I had to let the dough rest over night and when I took it out the next day it was one hard lump but surprisingly I was able to knead it back into a dough I could work with.
It rolled out fine but was a little brittle to work with so I wasn’t able to get the perfect shape but they fried up just about as I would expect and the whole family loved them celiac and non-celiac alike.
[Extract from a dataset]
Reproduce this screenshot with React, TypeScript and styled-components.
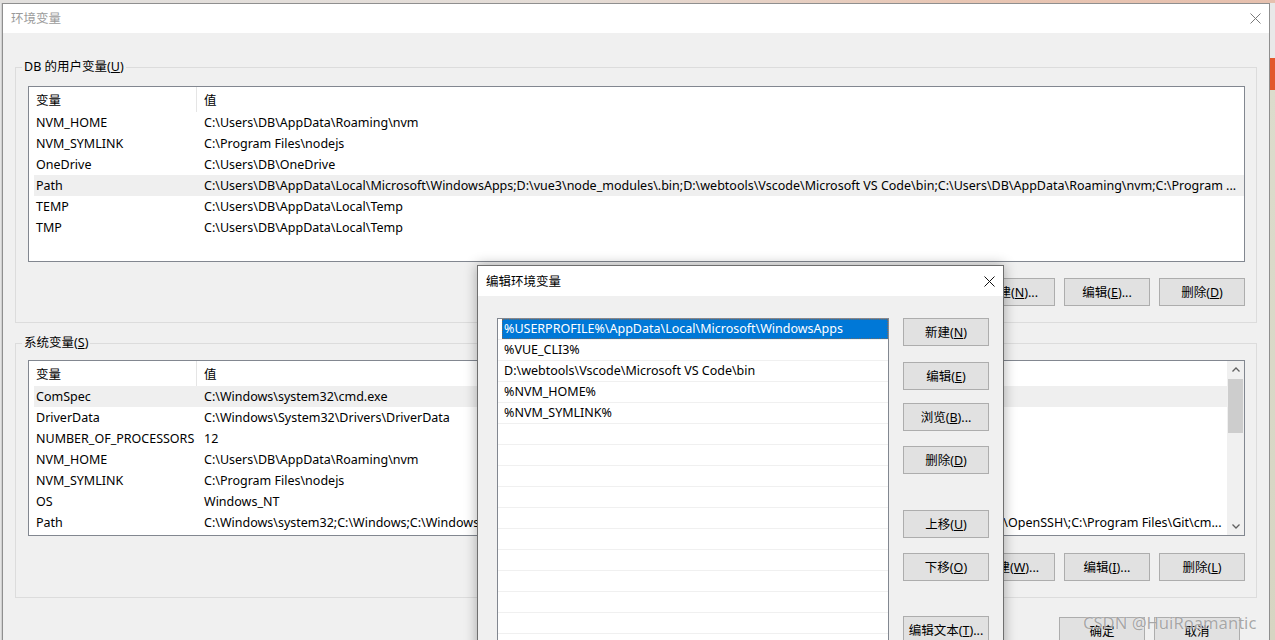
import React from "react";
import styled, { createGlobalStyle } from "styled-components";

const GlobalStyle = createGlobalStyle`
  *, *::before, *::after { box-sizing: border-box; }
  html, body { margin: 0; padding: 0; }
  body {
    font-family: "Noto Sans", "Noto Sans CJK SC", sans-serif;
    font-size: 12.5px;
    color: #000;
    overflow: hidden;
  }
`;

const Desktop = styled.div`
  position: relative;
  width: 1275px;
  height: 640px;
  overflow: hidden;
  display: flex;
  flex-direction: column;
  background: #e6e3df;
`;

const TopStrip = styled.div`
  height: 3px;
  flex: none;
  background: linear-gradient(to right, #e2e0de 0%, #e4dcd6 45%, #e8c6b4 75%, #e6c0ae 100%);
`;

const Stage = styled.div`
  display: flex;
  flex: 1;
  min-height: 0;
`;

const LeftEdge = styled.div`
  width: 2px;
  flex: none;
  background: #e4e4e4;
  border-right: 1px solid #d0d0d0;
`;

const RightStrip = styled.div`
  flex: 1;
  background: linear-gradient(
    to bottom,
    #e9e9e9 0px,
    #e9e9e9 55px,
    #e2582c 55px,
    #e2582c 87px,
    #dcdccc 87px,
    #d6d5c2 100%
  );
`;

const Window = styled.div`
  width: 1268px;
  flex: none;
  border: 1px solid #8f8f8f;
  border-bottom: none;
  background: #f0f0f0;
  display: flex;
  flex-direction: column;
`;

const TitleBar = styled.div<{ $h: number }>`
  height: ${(p) => p.$h}px;
  flex: none;
  background: #fff;
  display: flex;
  align-items: center;
  padding: 0 0 2px 8px;
`;

const TitleText = styled.span<{ $inactive?: boolean }>`
  flex: 1;
  color: ${(p) => (p.$inactive ? "#9b9b9b" : "#000")};
`;

const CloseBox = styled.div`
  width: 28px;
  height: 100%;
  display: flex;
  align-items: center;
  justify-content: center;
  padding-top: 2px;
`;

const WindowBody = styled.div`
  padding: 0 12px;
  display: flex;
  flex-direction: column;
`;

const Group = styled.fieldset<{ $top: number; $padTop: number }>`
  margin: ${(p) => p.$top}px 0 0;
  padding: ${(p) => p.$padTop}px 11px 16px 12px;
  border: 1px solid #dcdcdc;
  min-width: 0;
`;

const Legend = styled.legend`
  padding: 0 2px;
  margin-left: -6px;
  line-height: 18px;
`;

const Key = styled.span`
  text-decoration: underline;
`;

const ListBox = styled.div<{ $h: number }>`
  height: ${(p) => p.$h}px;
  border: 1px solid #828790;
  background: #fff;
  display: flex;
  overflow: hidden;
`;

const ListMain = styled.div`
  flex: 1;
  min-width: 0;
`;

const HeaderRow = styled.div`
  display: grid;
  grid-template-columns: 168px 1fr;
  height: 25px;
`;

const HeaderCell = styled.div<{ $divider?: boolean }>`
  padding: 0 0 1px 7px;
  display: flex;
  align-items: center;
  border-right: ${(p) => (p.$divider ? "1px solid #e5e5e5" : "none")};
`;

const DataRow = styled.div<{ $selected?: boolean }>`
  display: grid;
  grid-template-columns: 163px 1fr;
  margin-left: 5px;
  height: 21px;
  line-height: 21px;
  background: ${(p) => (p.$selected ? "#efefef" : "transparent")};
`;

const Cell = styled.div<{ $pad: number }>`
  padding-left: ${(p) => p.$pad}px;
  white-space: nowrap;
  overflow: hidden;
`;

const ScrollTrack = styled.div`
  width: 17px;
  flex: none;
  background: #f0f0f0;
  display: flex;
  flex-direction: column;
  padding: 0 1px;
`;

const ScrollArrow = styled.div`
  height: 17px;
  display: flex;
  align-items: center;
  justify-content: center;
`;

const ScrollThumb = styled.div`
  height: 54px;
  margin-top: 1px;
  background: #cdcdcd;
`;

const ScrollSpacer = styled.div`
  flex: 1;
`;

const ButtonRow = styled.div<{ $top: number; $right?: number }>`
  display: flex;
  justify-content: flex-end;
  gap: 9px;
  margin-top: ${(p) => p.$top}px;
  padding-right: ${(p) => p.$right ?? 0}px;
`;

const Button = styled.button<{ $top?: number }>`
  width: 86px;
  height: 28px;
  flex: none;
  margin: ${(p) => p.$top ?? 0}px 0 0;
  padding: 0 0 2px;
  background: #e1e1e1;
  border: 1px solid #adadad;
  font: inherit;
  color: #000;
`;

const Dialog = styled.div`
  position: absolute;
  left: 477px;
  top: 265px;
  width: 527px;
  height: 420px;
  border: 1px solid #6f6f6f;
  background: #f0f0f0;
  box-shadow: 0 0 12px rgba(0, 0, 0, 0.32);
  display: flex;
  flex-direction: column;
`;

const DialogBody = styled.div`
  display: flex;
  gap: 14px;
  padding: 22px 0 0 19px;
`;

const EditList = styled.div`
  width: 392px;
  height: 400px;
  border: 1px solid #828790;
  background: #fff;
  flex: none;
`;

const EditRow = styled.div`
  height: 21px;
  border-bottom: 1px solid #f0f0f0;
  padding-left: 4px;
  display: flex;
`;

const EditCell = styled.div<{ $selected?: boolean }>`
  flex: 1;
  padding-left: 2px;
  line-height: 20px;
  white-space: nowrap;
  background: ${(p) => (p.$selected ? "#0078d7" : "transparent")};
  color: ${(p) => (p.$selected ? "#fff" : "#000")};
  outline: ${(p) => (p.$selected ? "1px dotted #6a6a6a" : "none")};
  outline-offset: -1px;
`;

const DialogButtons = styled.div`
  display: flex;
  flex-direction: column;
  width: 86px;
`;

const Watermark = styled.div`
  position: absolute;
  left: 1083px;
  top: 611px;
  font-size: 16.6px;
  color: rgba(135, 135, 135, 0.72);
  text-shadow: 0 0 1px rgba(255, 255, 255, 0.9);
  white-space: nowrap;
`;

function CloseIcon({ color }: { color: string }) {
  return (
    <svg width="11" height="11" viewBox="0 0 11 11">
      <path d="M0.5 0.5 L10.5 10.5 M10.5 0.5 L0.5 10.5" stroke={color} strokeWidth="1" fill="none" />
    </svg>
  );
}

function Chevron({ up }: { up?: boolean }) {
  return (
    <svg width="8" height="5" viewBox="0 0 8 5">
      <path d={up ? "M0.5 4.5 L4 1 L7.5 4.5" : "M0.5 0.5 L4 4 L7.5 0.5"} stroke="#606060" strokeWidth="1.3" fill="none" />
    </svg>
  );
}

type Pair = [string, string];

const userVars: Pair[] = [
  ["NVM_HOME", "C:\\Users\\DB\\AppData\\Roaming\\nvm"],
  ["NVM_SYMLINK", "C:\\Program Files\\nodejs"],
  ["OneDrive", "C:\\Users\\DB\\OneDrive"],
  [
    "Path",
    "C:\\Users\\DB\\AppData\\Local\\Microsoft\\WindowsApps;D:\\vue3\\node_modules\\.bin;D:\\webtools\\Vscode\\Microsoft VS Code\\bin;C:\\Users\\DB\\AppData\\Roaming\\nvm;C:\\Program ...",
  ],
  ["TEMP", "C:\\Users\\DB\\AppData\\Local\\Temp"],
  ["TMP", "C:\\Users\\DB\\AppData\\Local\\Temp"],
];

const sysVars: Pair[] = [
  ["ComSpec", "C:\\Windows\\system32\\cmd.exe"],
  ["DriverData", "C:\\Windows\\System32\\Drivers\\DriverData"],
  ["NUMBER_OF_PROCESSORS", "12"],
  ["NVM_HOME", "C:\\Users\\DB\\AppData\\Roaming\\nvm"],
  ["NVM_SYMLINK", "C:\\Program Files\\nodejs"],
  ["OS", "Windows_NT"],
  [
    "Path",
    "C:\\Windows\\system32;C:\\Windows;C:\\Windows\\system32\\wbem;C:\\Windows\\system32\\WindowsPowerShell\\v1.0\\;C:\\Windows\\system32\\OpenSSH\\;C:\\Program Files\\Git\\cm...",
  ],
];

const pathEntries = [
  "%USERPROFILE%\\AppData\\Local\\Microsoft\\WindowsApps",
  "%VUE_CLI3%",
  "D:\\webtools\\Vscode\\Microsoft VS Code\\bin",
  "%NVM_HOME%",
  "%NVM_SYMLINK%",
];

function VarList({ rows, selected, scroll }: { rows: Pair[]; selected: number; scroll?: boolean }) {
  return (
    <ListBox $h={176}>
      <ListMain>
        <HeaderRow>
          <HeaderCell $divider>变量</HeaderCell>
          <HeaderCell>值</HeaderCell>
        </HeaderRow>
        {rows.map(([name, value], i) => (
          <DataRow key={name + i} $selected={i === selected}>
            <Cell $pad={2}>{name}</Cell>
            <Cell $pad={7}>{value}</Cell>
          </DataRow>
        ))}
      </ListMain>
      {scroll && (
        <ScrollTrack>
          <ScrollArrow>
            <Chevron up />
          </ScrollArrow>
          <ScrollThumb />
          <ScrollSpacer />
          <ScrollArrow>
            <Chevron />
          </ScrollArrow>
        </ScrollTrack>
      )}
    </ListBox>
  );
}

export default function App() {
  const emptyRows = Array.from({ length: 14 });
  return (
    <Desktop>
      <GlobalStyle />
      <TopStrip />
      <Stage>
        <LeftEdge />
        <Window>
          <TitleBar $h={29}>
            <TitleText $inactive>环境变量</TitleText>
            <CloseBox>
              <CloseIcon color="#7a7a7a" />
            </CloseBox>
          </TitleBar>
          <WindowBody>
            <Group $top={25} $padTop={10}>
              <Legend>
                DB 的用户变量(<Key>U</Key>)
              </Legend>
              <VarList rows={userVars} selected={3} />
              <ButtonRow $top={16}>
                <Button>
                  新建(<Key>N</Key>)...
                </Button>
                <Button>
                  编辑(<Key>E</Key>)...
                </Button>
                <Button>
                  删除(<Key>D</Key>)
                </Button>
              </ButtonRow>
            </Group>
            <Group $top={11} $padTop={8}>
              <Legend>
                系统变量(<Key>S</Key>)
              </Legend>
              <VarList rows={sysVars} selected={0} scroll />
              <ButtonRow $top={17}>
                <Button>
                  新建(<Key>W</Key>)...
                </Button>
                <Button>
                  编辑(<Key>I</Key>)...
                </Button>
                <Button>
                  删除(<Key>L</Key>)
                </Button>
              </ButtonRow>
            </Group>
            <ButtonRow $top={19} $right={17}>
              <Button>确定</Button>
              <Button>取消</Button>
            </ButtonRow>
          </WindowBody>
        </Window>
        <RightStrip />
      </Stage>

      <Dialog>
        <TitleBar $h={30}>
          <TitleText>编辑环境变量</TitleText>
          <CloseBox>
            <CloseIcon color="#111" />
          </CloseBox>
        </TitleBar>
        <DialogBody>
          <EditList>
            {pathEntries.map((entry, i) => (
              <EditRow key={entry}>
                <EditCell $selected={i === 0}>{entry}</EditCell>
              </EditRow>
            ))}
            {emptyRows.map((_, i) => (
              <EditRow key={"empty" + i}>
                <EditCell />
              </EditRow>
            ))}
          </EditList>
          <DialogButtons>
            <Button>
              新建(<Key>N</Key>)
            </Button>
            <Button $top={16}>
              编辑(<Key>E</Key>)
            </Button>
            <Button $top={13}>
              浏览(<Key>B</Key>)...
            </Button>
            <Button $top={15}>
              删除(<Key>D</Key>)
            </Button>
            <Button $top={36}>
              上移(<Key>U</Key>)
            </Button>
            <Button $top={15}>
              下移(<Key>O</Key>)
            </Button>
            <Button $top={35}>
              编辑文本(<Key>T</Key>)...
            </Button>
          </DialogButtons>
        </DialogBody>
      </Dialog>

      <Watermark>CSDN @HuiRoamantic</Watermark>
    </Desktop>
  );
}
Next year I will maybe play with it a little bit to see if I can get a more workable dough but for this year my mom got a taste of her childhood that she hasn’t been able to for many years.
Thanks
Mindy
Kleiner is how my family spells this delectable treat. My great-grandmother brought the recipe with her by memory from Denmark in the late 1800’s and my grandmother wrote down the measurement as best she could so the tradition of making kleiner would carry on. Here were are over 125 years later having kleiner with coffee just as my ancestors did. Our recipe is very similar to yours-thank you so much for sharing! I truly thought our family was one of the only kleiner makers and lovers in the US. So happy to know we aren’t alone.
Ashley Adamant
You’re not alone! Thank you Mindy =)
Sherri
I grew up making these and eating them with my Danish Mom (50%) and her grandparents (they immigrated here). I have since taught my own offspring to make these and each year which ever one is around at Christmas time (both are now single adults) wants to make them with me. It is a real treat to enjoy them AND the tradition of making them with my 30-somethings. My recipe is very similar to yours and cardamom is a requirement (Penzeys please!).